Anyway, time to explain the scenerio to explain templates. The two major online match types were "Tier 1" and "Tier 3", referred as such for a setting in the make-a-game panel that dictates how much tech you start with. Tier 1 nets you next to nothing, tier 3 has all the good high level techs, but at a basic level. To explain, it's like having firearms researched, but you have a flintlock, not a cannon. The common strategy for T3 matches was to research the heaviest bodies, heaviest cannons, and throw it all on treads to have the highest armor and health values. It was common to see ten to twenty of those deadly behemoths attack at once. Sometimes more, if it were a long match. Superheavy tanks, superheavy guns, that's the "template". That's what everyone did in those games because that was understood as "what works".

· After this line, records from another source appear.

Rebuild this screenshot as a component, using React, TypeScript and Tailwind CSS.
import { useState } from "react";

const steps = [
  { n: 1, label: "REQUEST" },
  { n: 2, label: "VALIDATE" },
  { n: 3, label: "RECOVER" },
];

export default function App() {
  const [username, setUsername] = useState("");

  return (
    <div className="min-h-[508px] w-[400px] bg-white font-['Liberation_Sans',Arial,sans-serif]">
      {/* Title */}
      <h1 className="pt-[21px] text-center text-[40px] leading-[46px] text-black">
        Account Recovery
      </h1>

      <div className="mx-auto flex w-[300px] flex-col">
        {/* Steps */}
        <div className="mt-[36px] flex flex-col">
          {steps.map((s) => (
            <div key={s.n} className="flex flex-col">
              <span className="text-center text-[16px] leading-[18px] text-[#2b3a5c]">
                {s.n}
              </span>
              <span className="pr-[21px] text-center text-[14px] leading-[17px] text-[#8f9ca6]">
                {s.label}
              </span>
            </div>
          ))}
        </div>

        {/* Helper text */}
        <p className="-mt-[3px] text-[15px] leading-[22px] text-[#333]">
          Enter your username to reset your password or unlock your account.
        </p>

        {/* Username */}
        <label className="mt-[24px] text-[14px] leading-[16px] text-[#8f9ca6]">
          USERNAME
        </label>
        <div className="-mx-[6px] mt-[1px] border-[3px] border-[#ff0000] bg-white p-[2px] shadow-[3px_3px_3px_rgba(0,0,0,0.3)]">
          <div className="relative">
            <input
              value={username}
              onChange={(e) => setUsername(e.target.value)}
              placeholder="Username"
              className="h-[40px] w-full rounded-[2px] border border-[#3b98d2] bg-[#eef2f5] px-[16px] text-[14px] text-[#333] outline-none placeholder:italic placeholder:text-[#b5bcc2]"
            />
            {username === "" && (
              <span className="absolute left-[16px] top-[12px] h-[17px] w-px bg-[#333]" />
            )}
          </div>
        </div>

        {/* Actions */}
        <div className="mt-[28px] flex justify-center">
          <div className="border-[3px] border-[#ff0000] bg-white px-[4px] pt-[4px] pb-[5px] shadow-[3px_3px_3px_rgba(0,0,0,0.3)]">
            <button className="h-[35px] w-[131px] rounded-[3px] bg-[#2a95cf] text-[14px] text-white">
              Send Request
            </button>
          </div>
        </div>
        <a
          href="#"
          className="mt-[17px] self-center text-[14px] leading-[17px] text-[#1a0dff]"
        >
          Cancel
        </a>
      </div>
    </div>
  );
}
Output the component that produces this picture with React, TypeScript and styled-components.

Well, one day I got tired of the same-old, same-old. Instead I used the same light body you got from the start of the game, but researched armor to the max. I used a needle gun (light cannon T3 version) instead of a Gauss. And I put it on a hovercraft chassis (high speed, low armor, low health). Result? A much cheaper vehicle that took ten seconds to manufacture instead of five minutes. I could crank out a hundred of them in the time it took someone to get ten to twenty heavy tanks. And the best part was, they could take ONE hit from a heavy tank and not die. Simple to deal with that, I simply set thier orders to retreat to my repair station upon medium damage. I then set all 100 over to the enemy base and ignored them. I then ignored them while I did some minor base repairs. I was expecting to see all 100 at my repair station, minus casualties. I recall seeing a little profanity on my screen, but was busy putting up a little more stationary defense while that was going on. Five minutes later, I notice only fifteen hovertanks at my repair facility, already tuned up. Did I lose that many tanks? Nope. Eighty were still at where the enemy base was. My hundred light tanks had not only taken out the entire enemy heavy tank force, it had also levelled the base, all without any intervention from me. It worked so well I didn't build a heavy tank ever again. I called it my "Swarm strategy" and went on to win many, many matches with it.
In closing, though Pumpkin Studios is now a thing of the past, Warzone 2100 is still with us, thanks to the amazing folks at http://wz2100.net/. Yes, you can download the entire, rebuilt game. Thanks to the WZ 2100 Resurrection Project! Go there and get it, RTS lovers. And remember, templates are great for beginners, and even better for the vets who don't use them. Know your enemy.